▶ **DO THIS**
Take each line containing the word "that" and copy it.

▶ **PROVIDED MATERIAL**
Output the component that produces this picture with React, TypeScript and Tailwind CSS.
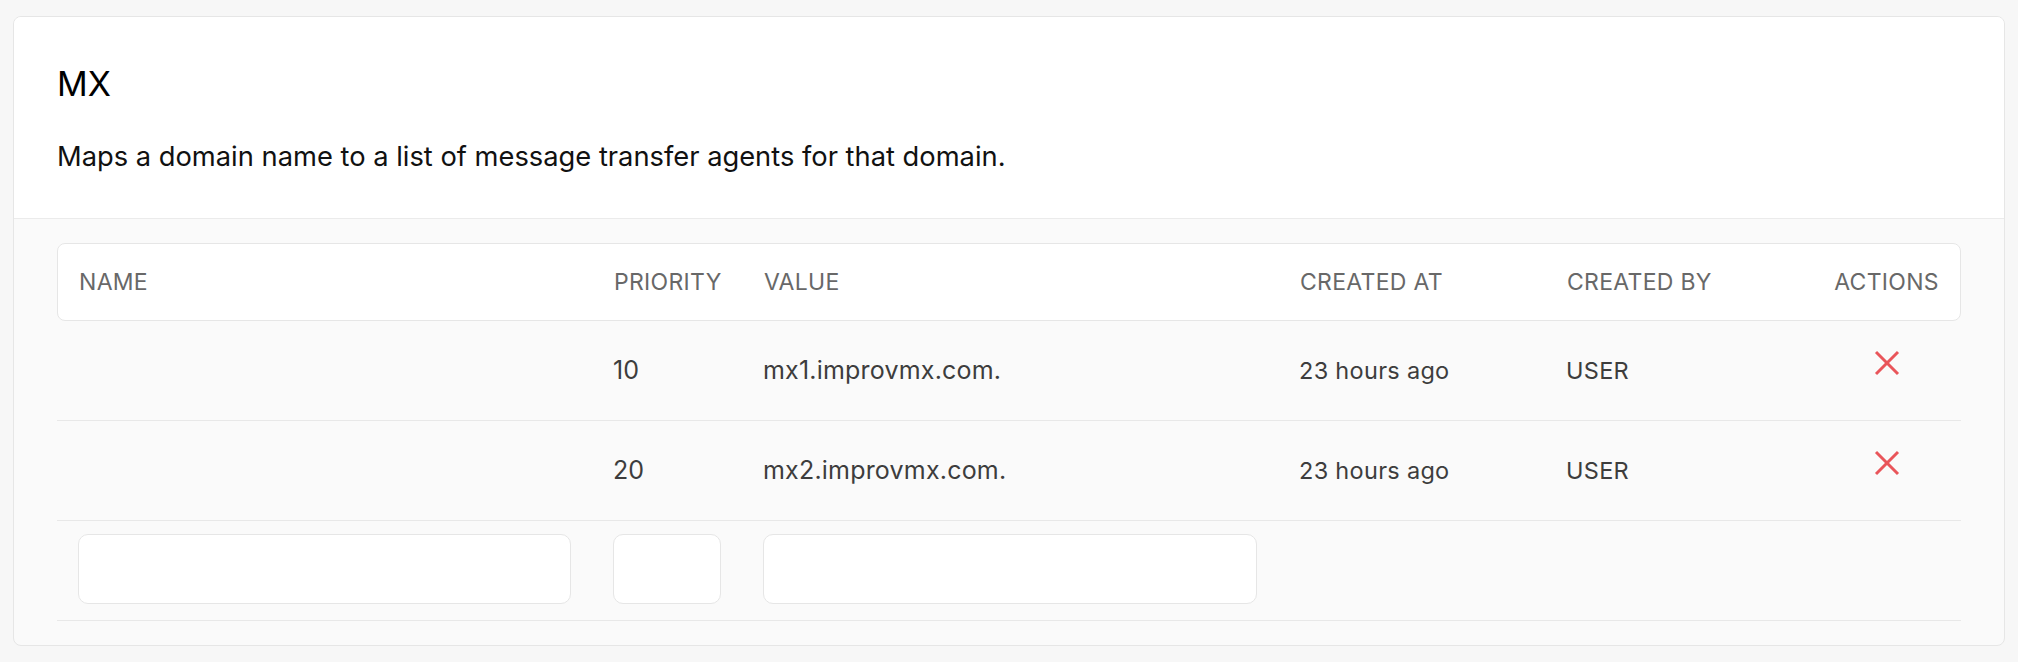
import React from 'react';

const COLS = 'grid grid-cols-[535px_150px_536px_267px_267px_1fr]';

const records = [
  { name: '', priority: '10', value: 'mx1.improvmx.com.', createdAt: '23 hours ago', createdBy: 'USER' },
  { name: '', priority: '20', value: 'mx2.improvmx.com.', createdAt: '23 hours ago', createdBy: 'USER' },
];

const RemoveIcon = () => (
  <svg width="26" height="26" viewBox="0 0 26 26" fill="none" stroke="#e9555a" strokeWidth="3">
    <line x1="2" y1="2" x2="24" y2="24" />
    <line x1="24" y1="2" x2="2" y2="24" />
  </svg>
);

export default function App() {
  return (
    <div className="min-h-[662px] bg-[#f7f7f7] px-[13px] pt-[16px] font-['Inter',sans-serif]">
      <div className="w-[1992px] rounded-[8px] border border-[#e6e6e6] bg-[#fafafa] overflow-hidden">
        <div className="bg-white border-b border-[#ebebeb] px-[43px] pt-[47px] pb-[45px]">
          <h2 className="text-[34px] leading-[40px] text-black">MX</h2>
          <p className="mt-[37px] text-[27.3px] leading-[32px] text-[#111]">
            Maps a domain name to a list of message transfer agents for that domain.
          </p>
        </div>

        <div className="px-[43px] py-[24px]">
          <div className={`${COLS} h-[78px] items-center rounded-[8px] border border-[#e6e6e6] bg-white text-[23px] tracking-[0.3px] text-[#686868] uppercase`}>
            <div className="px-[21px]">Name</div>
            <div className="px-[21px]">Priority</div>
            <div className="px-[21px]">Value</div>
            <div className="px-[21px]">Created at</div>
            <div className="px-[21px]">Created by</div>
            <div className="px-[21px] text-center">Actions</div>
          </div>

          {records.map((r, i) => (
            <div key={i} className={`${COLS} h-[100px] items-center border-b border-[#e8e8e8] text-[#3d3d3d]`}>
              <div className="px-[21px] text-[25px]">{r.name}</div>
              <div className="px-[21px] text-[25px]">{r.priority}</div>
              <div className="px-[21px] text-[25px] tracking-[0.2px]">{r.value}</div>
              <div className="px-[21px] text-[23.5px] tracking-[0.3px]">{r.createdAt}</div>
              <div className="px-[21px] text-[23.5px] tracking-[0.3px]">{r.createdBy}</div>
              <div className="flex justify-center pb-[16px]">
                <button type="button" aria-label="Delete record">
                  <RemoveIcon />
                </button>
              </div>
            </div>
          ))}

          <div className={`${COLS} h-[100px] items-center border-b border-[#e8e8e8] pb-[3px]`}>
            <div className="px-[21px]">
              <input className="block h-[70px] w-full rounded-[10px] border border-[#e6e6e6] bg-white outline-none" />
            </div>
            <div className="px-[21px]">
              <input className="block h-[70px] w-full rounded-[10px] border border-[#e6e6e6] bg-white outline-none" />
            </div>
            <div className="px-[21px]">
              <input className="block h-[70px] w-full rounded-[10px] border border-[#e6e6e6] bg-white outline-none" />
            </div>
            <div />
            <div />
            <div />
          </div>
        </div>
      </div>
    </div>
  );
}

▶ **FULL SOLUTION**
Output the component that produces this picture with React, TypeScript and Tailwind CSS.
            Maps a domain name to a list of message transfer agents for that domain.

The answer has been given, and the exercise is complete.